> Required task
Look through the material below and give the number of lines holding "components", with no other words.
··· Supplied data
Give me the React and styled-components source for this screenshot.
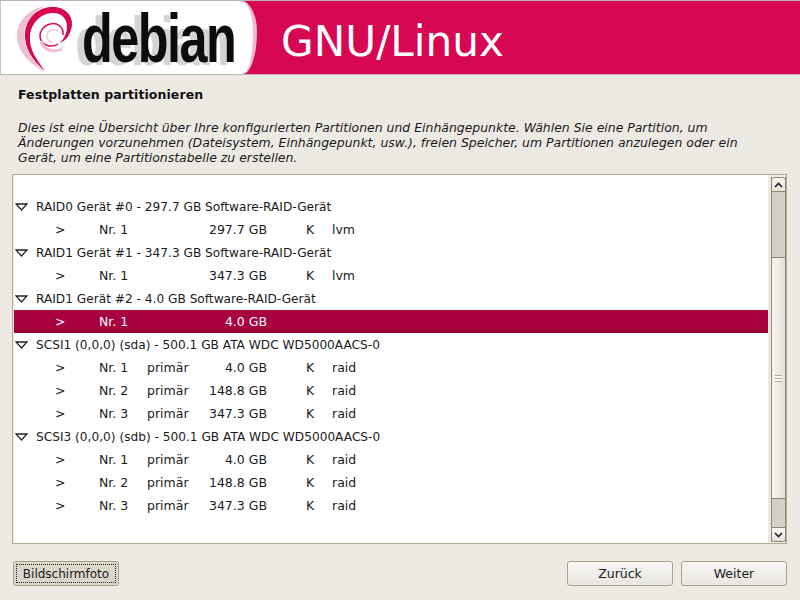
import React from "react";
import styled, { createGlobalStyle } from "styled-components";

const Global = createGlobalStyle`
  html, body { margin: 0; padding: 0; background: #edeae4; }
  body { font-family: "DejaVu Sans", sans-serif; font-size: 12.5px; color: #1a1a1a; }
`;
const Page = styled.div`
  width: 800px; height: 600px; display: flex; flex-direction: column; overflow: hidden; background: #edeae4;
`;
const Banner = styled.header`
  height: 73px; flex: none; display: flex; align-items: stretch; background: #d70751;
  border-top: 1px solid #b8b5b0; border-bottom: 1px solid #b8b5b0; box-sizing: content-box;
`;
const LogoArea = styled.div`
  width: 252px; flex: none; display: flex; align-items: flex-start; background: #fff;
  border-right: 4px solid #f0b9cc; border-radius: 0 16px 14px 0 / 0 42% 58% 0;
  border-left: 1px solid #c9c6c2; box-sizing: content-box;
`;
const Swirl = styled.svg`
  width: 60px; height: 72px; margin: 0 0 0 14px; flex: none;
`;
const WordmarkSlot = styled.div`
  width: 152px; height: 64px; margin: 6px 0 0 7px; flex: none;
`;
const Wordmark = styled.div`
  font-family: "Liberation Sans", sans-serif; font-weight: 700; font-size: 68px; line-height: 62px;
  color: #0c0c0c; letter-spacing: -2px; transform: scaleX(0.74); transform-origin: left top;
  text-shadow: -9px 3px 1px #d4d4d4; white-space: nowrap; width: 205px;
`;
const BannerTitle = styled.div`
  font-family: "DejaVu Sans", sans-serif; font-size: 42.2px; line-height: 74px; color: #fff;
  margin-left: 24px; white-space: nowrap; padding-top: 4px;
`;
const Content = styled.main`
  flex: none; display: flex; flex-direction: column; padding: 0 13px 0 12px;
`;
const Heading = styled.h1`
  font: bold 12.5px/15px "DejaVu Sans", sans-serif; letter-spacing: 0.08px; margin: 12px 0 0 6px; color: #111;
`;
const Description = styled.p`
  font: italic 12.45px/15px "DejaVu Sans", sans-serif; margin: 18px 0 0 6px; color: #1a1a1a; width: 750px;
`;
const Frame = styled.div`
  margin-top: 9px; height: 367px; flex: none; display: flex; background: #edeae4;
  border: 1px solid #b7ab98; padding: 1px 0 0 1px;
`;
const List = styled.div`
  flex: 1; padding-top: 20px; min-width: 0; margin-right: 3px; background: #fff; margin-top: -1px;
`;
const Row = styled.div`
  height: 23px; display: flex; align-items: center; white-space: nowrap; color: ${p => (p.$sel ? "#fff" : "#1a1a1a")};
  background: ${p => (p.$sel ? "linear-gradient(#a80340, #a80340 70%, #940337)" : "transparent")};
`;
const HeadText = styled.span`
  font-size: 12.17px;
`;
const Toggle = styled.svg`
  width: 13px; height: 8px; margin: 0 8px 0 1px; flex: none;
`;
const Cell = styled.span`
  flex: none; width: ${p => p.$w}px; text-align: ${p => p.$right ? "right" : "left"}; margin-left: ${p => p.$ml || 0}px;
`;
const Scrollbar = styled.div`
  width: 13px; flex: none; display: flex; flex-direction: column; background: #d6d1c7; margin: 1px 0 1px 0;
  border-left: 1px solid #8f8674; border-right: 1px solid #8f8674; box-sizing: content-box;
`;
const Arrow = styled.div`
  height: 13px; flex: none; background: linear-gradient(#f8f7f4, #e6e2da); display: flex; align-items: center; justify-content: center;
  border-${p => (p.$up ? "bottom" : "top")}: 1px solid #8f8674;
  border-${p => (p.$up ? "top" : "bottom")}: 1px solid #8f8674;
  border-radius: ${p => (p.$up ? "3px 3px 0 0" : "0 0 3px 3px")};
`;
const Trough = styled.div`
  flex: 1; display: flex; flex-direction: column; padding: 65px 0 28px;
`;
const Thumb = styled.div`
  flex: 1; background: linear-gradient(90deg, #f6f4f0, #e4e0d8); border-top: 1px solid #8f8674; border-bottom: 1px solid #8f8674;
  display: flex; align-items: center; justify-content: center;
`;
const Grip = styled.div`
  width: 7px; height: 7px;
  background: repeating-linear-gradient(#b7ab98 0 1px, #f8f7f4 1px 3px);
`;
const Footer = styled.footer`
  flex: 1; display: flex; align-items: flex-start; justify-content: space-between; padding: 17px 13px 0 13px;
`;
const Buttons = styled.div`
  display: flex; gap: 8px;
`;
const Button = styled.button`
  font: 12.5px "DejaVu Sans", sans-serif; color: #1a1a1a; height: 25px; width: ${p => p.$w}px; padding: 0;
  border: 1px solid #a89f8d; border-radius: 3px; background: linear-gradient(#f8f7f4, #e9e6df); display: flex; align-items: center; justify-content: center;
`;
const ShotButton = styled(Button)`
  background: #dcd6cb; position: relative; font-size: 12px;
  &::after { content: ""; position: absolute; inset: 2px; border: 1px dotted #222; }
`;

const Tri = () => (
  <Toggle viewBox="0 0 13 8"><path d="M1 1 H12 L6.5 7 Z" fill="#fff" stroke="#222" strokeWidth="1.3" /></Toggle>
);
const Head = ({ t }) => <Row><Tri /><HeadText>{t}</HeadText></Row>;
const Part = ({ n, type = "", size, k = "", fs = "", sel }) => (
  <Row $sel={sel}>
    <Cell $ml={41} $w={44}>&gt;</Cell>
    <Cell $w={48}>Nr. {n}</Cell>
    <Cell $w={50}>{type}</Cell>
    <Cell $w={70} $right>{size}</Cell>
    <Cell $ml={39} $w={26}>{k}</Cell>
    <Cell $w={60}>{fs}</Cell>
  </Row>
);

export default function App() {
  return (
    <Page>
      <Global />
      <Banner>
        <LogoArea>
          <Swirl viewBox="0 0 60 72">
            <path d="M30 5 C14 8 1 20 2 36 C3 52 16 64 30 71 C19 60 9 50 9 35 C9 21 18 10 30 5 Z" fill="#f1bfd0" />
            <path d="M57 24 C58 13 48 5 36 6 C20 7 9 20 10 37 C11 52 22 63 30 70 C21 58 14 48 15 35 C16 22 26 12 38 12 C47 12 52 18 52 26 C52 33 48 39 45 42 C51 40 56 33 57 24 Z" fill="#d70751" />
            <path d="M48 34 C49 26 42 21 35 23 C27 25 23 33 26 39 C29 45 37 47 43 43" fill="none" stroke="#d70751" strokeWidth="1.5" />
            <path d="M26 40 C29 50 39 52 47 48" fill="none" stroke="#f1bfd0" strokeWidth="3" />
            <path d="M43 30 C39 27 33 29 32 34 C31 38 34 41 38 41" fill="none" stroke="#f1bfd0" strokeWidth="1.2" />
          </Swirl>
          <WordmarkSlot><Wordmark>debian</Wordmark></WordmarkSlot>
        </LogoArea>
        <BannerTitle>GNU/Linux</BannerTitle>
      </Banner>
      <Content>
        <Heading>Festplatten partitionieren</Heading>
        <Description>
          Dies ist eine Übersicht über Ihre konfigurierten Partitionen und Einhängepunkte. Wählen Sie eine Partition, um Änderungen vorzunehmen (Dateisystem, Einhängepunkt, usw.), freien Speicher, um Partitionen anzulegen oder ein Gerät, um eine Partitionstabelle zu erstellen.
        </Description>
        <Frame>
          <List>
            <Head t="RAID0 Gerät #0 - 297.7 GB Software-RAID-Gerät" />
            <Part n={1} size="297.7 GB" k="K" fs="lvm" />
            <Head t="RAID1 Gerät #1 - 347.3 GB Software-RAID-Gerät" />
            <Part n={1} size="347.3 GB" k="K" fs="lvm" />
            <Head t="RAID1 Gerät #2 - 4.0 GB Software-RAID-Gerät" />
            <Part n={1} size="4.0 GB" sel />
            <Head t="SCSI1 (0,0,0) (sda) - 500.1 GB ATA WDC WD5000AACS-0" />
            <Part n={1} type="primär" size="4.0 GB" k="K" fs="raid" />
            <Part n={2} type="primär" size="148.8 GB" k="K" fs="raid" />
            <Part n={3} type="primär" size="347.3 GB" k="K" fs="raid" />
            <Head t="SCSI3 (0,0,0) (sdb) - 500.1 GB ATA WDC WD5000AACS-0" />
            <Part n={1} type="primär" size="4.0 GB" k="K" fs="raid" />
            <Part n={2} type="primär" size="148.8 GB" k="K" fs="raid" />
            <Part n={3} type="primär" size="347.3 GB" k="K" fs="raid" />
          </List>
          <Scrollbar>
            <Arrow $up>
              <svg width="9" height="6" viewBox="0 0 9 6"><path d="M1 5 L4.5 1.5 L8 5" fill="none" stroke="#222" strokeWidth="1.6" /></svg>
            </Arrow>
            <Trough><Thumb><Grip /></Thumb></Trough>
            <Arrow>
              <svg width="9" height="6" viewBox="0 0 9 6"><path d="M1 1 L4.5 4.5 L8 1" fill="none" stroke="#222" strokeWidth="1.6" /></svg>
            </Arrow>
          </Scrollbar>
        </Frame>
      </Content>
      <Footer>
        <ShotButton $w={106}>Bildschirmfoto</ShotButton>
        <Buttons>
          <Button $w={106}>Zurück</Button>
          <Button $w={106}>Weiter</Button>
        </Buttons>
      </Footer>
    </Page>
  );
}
······
> The solution
2